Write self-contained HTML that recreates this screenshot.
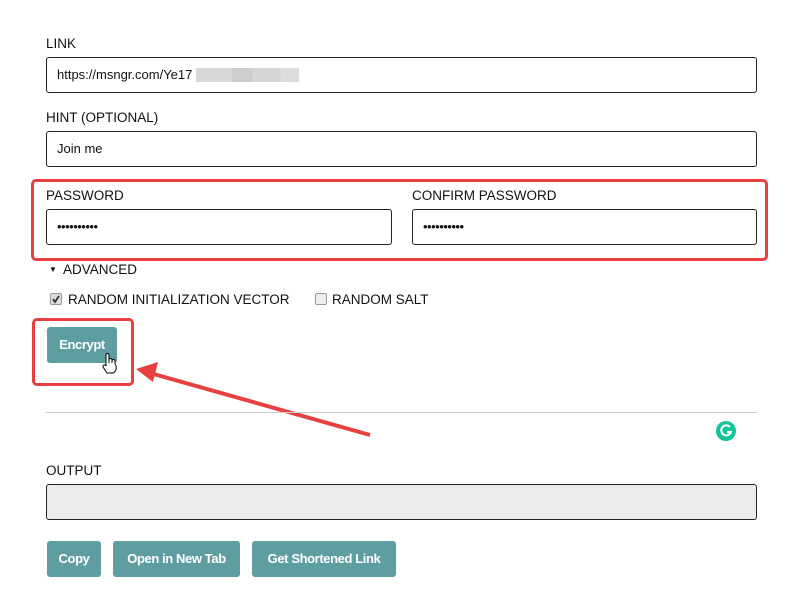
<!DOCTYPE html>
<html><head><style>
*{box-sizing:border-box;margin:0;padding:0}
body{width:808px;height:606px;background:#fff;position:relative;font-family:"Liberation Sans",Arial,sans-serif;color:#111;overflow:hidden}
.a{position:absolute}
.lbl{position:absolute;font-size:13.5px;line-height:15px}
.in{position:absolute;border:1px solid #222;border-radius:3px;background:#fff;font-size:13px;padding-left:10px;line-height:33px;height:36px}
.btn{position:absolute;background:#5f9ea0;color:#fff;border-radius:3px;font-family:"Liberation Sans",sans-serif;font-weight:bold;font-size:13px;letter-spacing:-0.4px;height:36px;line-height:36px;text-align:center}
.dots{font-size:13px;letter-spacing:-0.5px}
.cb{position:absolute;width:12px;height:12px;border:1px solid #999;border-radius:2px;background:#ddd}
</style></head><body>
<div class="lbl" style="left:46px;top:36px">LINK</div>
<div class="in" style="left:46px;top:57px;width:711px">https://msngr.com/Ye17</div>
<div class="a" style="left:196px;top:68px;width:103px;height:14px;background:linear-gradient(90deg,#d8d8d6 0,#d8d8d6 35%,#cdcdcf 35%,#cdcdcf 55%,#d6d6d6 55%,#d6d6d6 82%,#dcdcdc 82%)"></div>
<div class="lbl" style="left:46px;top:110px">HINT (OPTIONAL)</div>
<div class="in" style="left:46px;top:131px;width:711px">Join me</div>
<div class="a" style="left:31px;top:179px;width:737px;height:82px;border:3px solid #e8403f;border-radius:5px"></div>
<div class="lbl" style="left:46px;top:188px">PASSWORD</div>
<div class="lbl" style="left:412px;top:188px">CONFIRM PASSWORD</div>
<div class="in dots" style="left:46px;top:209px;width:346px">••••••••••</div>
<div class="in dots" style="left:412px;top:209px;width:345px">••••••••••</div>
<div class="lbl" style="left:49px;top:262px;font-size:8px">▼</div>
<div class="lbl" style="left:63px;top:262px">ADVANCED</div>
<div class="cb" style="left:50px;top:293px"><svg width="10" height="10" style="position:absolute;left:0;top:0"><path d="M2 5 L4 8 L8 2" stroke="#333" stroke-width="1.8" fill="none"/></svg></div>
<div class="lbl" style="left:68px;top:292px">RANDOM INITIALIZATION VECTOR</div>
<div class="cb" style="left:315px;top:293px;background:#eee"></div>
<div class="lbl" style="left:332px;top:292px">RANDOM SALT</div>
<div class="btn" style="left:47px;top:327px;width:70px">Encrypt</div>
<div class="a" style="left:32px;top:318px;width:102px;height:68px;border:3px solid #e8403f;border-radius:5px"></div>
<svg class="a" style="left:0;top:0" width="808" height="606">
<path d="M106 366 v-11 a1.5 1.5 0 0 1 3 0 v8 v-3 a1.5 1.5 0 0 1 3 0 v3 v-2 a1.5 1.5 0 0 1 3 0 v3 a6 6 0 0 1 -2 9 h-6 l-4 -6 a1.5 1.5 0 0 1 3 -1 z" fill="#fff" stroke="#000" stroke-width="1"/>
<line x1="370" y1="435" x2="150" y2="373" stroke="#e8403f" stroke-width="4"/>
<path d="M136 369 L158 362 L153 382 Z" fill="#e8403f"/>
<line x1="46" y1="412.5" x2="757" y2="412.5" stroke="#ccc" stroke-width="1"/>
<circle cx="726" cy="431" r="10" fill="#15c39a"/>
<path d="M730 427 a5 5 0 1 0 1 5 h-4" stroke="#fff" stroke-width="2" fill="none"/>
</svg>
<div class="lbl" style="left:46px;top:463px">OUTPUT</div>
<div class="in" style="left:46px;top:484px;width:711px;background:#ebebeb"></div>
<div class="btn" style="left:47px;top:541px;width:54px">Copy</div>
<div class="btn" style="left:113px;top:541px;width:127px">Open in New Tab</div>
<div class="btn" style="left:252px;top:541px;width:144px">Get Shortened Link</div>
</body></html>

____________

STATED PROBLEM |
Images should not appear in the copy; retype the listing above exactly.

FINAL RESULT |
Write self-contained HTML that recreates this screenshot.
<!DOCTYPE html>
<html><head><style>
*{box-sizing:border-box;margin:0;padding:0}
body{width:808px;height:606px;background:#fff;position:relative;font-family:"Liberation Sans",Arial,sans-serif;color:#111;overflow:hidden}
.a{position:absolute}
.lbl{position:absolute;font-size:13.5px;line-height:15px}
.in{position:absolute;border:1px solid #222;border-radius:3px;background:#fff;font-size:13px;padding-left:10px;line-height:33px;height:36px}
.btn{position:absolute;background:#5f9ea0;color:#fff;border-radius:3px;font-family:"Liberation Sans",sans-serif;font-weight:bold;font-size:13px;letter-spacing:-0.4px;height:36px;line-height:36px;text-align:center}
.dots{font-size:13px;letter-spacing:-0.5px}
.cb{position:absolute;width:12px;height:12px;border:1px solid #999;border-radius:2px;background:#ddd}
</style></head><body>
<div class="lbl" style="left:46px;top:36px">LINK</div>
<div class="in" style="left:46px;top:57px;width:711px">https://msngr.com/Ye17</div>
<div class="a" style="left:196px;top:68px;width:103px;height:14px;background:linear-gradient(90deg,#d8d8d6 0,#d8d8d6 35%,#cdcdcf 35%,#cdcdcf 55%,#d6d6d6 55%,#d6d6d6 82%,#dcdcdc 82%)"></div>
<div class="lbl" style="left:46px;top:110px">HINT (OPTIONAL)</div>
<div class="in" style="left:46px;top:131px;width:711px">Join me</div>
<div class="a" style="left:31px;top:179px;width:737px;height:82px;border:3px solid #e8403f;border-radius:5px"></div>
<div class="lbl" style="left:46px;top:188px">PASSWORD</div>
<div class="lbl" style="left:412px;top:188px">CONFIRM PASSWORD</div>
<div class="in dots" style="left:46px;top:209px;width:346px">••••••••••</div>
<div class="in dots" style="left:412px;top:209px;width:345px">••••••••••</div>
<div class="lbl" style="left:49px;top:262px;font-size:8px">▼</div>
<div class="lbl" style="left:63px;top:262px">ADVANCED</div>
<div class="cb" style="left:50px;top:293px"><svg width="10" height="10" style="position:absolute;left:0;top:0"><path d="M2 5 L4 8 L8 2" stroke="#333" stroke-width="1.8" fill="none"/></svg></div>
<div class="lbl" style="left:68px;top:292px">RANDOM INITIALIZATION VECTOR</div>
<div class="cb" style="left:315px;top:293px;background:#eee"></div>
<div class="lbl" style="left:332px;top:292px">RANDOM SALT</div>
<div class="btn" style="left:47px;top:327px;width:70px">Encrypt</div>
<div class="a" style="left:32px;top:318px;width:102px;height:68px;border:3px solid #e8403f;border-radius:5px"></div>
<svg class="a" style="left:0;top:0" width="808" height="606">
<path d="M106 366 v-11 a1.5 1.5 0 0 1 3 0 v8 v-3 a1.5 1.5 0 0 1 3 0 v3 v-2 a1.5 1.5 0 0 1 3 0 v3 a6 6 0 0 1 -2 9 h-6 l-4 -6 a1.5 1.5 0 0 1 3 -1 z" fill="#fff" stroke="#000" stroke-width="1"/>
<line x1="370" y1="435" x2="150" y2="373" stroke="#e8403f" stroke-width="4"/>
<path d="M136 369 L158 362 L153 382 Z" fill="#e8403f"/>
<line x1="46" y1="412.5" x2="757" y2="412.5" stroke="#ccc" stroke-width="1"/>
<circle cx="726" cy="431" r="10" fill="#15c39a"/>
<path d="M730 427 a5 5 0 1 0 1 5 h-4" stroke="#fff" stroke-width="2" fill="none"/>
</svg>
<div class="lbl" style="left:46px;top:463px">OUTPUT</div>
<div class="in" style="left:46px;top:484px;width:711px;background:#ebebeb"></div>
<div class="btn" style="left:47px;top:541px;width:54px">Copy</div>
<div class="btn" style="left:113px;top:541px;width:127px">Open in New Tab</div>
<div class="btn" style="left:252px;top:541px;width:144px">Get Shortened Link</div>
</body></html>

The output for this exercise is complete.